Critical Requirements:

  • The same input configuration (file paths, partitioning) must be used across all stages

  • ID consistency is maintained by hashing filenames in each task

  • Mismatched partitioning between stages will cause ID lookup failures

Ray Backend Configuration#

For optimal performance with large datasets, configure the Ray backend appropriately:

from nemo_curator.core.client import RayClient

# Configure Ray cluster for semantic deduplication
client = RayClient(
    num_cpus=64,    # Adjust based on available cores
    num_gpus=4      # Should be roughly 2x the memory of embeddings
)
client.start()

try:
    # Run your semantic deduplication workflow
    workflow = TextSemanticDeduplicationWorkflow(
        input_path=input_path,
        output_path=output_path,
        cache_path=cache_path,
        # ... other parameters
    )
    results = workflow.run()
finally:
    client.stop()

The Ray backend provides:

  • Distributed processing across multiple GPUs

  • Memory management for large embedding matrices

  • Fault tolerance for long-running workflows

Performance Considerations#

Semantic deduplication is computationally intensive, especially for large datasets.

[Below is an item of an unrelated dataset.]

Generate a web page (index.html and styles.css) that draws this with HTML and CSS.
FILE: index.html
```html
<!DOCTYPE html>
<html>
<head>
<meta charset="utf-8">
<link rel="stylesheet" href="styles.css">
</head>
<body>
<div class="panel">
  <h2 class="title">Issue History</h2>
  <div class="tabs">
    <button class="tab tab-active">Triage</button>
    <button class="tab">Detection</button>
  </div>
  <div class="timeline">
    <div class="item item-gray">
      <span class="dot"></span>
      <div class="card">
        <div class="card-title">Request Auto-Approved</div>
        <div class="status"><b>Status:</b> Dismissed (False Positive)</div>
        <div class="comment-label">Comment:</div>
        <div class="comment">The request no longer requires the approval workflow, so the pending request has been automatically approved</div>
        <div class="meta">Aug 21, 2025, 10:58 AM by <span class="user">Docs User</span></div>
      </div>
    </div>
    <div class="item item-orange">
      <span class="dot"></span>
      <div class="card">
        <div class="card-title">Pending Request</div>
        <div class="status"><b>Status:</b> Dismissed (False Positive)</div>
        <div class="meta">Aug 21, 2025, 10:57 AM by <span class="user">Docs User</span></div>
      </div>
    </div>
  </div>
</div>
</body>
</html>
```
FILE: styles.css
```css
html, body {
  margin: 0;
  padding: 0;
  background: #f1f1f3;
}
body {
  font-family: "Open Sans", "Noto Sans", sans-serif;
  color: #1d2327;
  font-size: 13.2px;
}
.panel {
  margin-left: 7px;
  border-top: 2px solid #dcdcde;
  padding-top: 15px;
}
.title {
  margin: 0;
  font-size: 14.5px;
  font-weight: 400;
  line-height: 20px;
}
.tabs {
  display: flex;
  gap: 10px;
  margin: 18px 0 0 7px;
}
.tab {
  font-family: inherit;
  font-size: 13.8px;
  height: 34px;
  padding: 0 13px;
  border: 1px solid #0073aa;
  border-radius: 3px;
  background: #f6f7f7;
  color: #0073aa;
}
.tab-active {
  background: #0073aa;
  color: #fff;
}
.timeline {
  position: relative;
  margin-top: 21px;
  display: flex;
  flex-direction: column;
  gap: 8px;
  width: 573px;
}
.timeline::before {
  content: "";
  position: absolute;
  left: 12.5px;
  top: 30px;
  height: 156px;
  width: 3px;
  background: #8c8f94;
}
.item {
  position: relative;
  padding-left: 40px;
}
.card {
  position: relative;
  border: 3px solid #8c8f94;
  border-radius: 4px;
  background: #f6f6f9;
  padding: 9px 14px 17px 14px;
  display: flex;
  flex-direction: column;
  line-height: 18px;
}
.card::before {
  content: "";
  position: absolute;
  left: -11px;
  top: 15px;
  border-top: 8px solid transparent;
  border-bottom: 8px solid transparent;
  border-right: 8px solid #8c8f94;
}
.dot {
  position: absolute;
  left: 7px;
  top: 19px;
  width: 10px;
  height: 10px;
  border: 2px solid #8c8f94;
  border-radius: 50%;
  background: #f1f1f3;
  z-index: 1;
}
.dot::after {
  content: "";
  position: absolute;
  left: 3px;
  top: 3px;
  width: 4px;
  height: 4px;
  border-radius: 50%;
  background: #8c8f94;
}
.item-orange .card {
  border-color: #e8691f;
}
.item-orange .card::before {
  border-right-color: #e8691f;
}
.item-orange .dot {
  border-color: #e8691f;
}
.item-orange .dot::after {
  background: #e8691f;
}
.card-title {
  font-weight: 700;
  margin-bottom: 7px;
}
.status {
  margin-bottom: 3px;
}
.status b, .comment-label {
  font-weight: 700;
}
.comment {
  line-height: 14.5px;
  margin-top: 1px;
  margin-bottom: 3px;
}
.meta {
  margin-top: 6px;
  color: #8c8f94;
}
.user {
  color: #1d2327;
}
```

However, the benefits in terms of reduced training time and improved model performance often outweigh the upfront cost:

  • Use GPU acceleration for faster embedding generation and clustering

  • Adjust the number of clusters (n_clusters) based on your dataset size and available resources

  • The eps_to_extract parameter controls the trade-off between dataset size reduction and potential information loss

  • Using batched cosine similarity significantly reduces memory requirements for large datasets

GPU Requirements#

Hardware Prerequisites:

  • NVIDIA GPU with CUDA support

  • Sufficient GPU memory (recommended: >8GB for medium datasets)

  • RAPIDS libraries (cuDF) for GPU-accelerated dataframe operations

Backend Requirements:

  • Required: cuDF for GPU-accelerated dataframe operations

  • Not supported: CPU-only processing (use hash-based deduplication instead)

Performance Characteristics:

  • Embedding Generation: GPU-accelerated using PyTorch models

  • Clustering: GPU-accelerated k-means clustering

  • Similarity Computation: Batched GPU operations for cosine similarity

Table 14 Performance Scaling#

Dataset Size

GPU Memory Required

Processing Time

Recommended GPUs

<100K docs

4-8 GB

1-2 hours

RTX 3080, A100

100K-1M docs

8-16 GB

2-8 hours

RTX 4090, A100

1M docs

16 GB

8+ hours

A100, H100

For very large datasets, consider distributed processing across multiple GPUs or use incremental processing approaches.

For more details on the algorithm and its performance implications, refer to the original paper: SemDeDup: Data-efficient learning at web-scale through semantic deduplication by Abbas et al.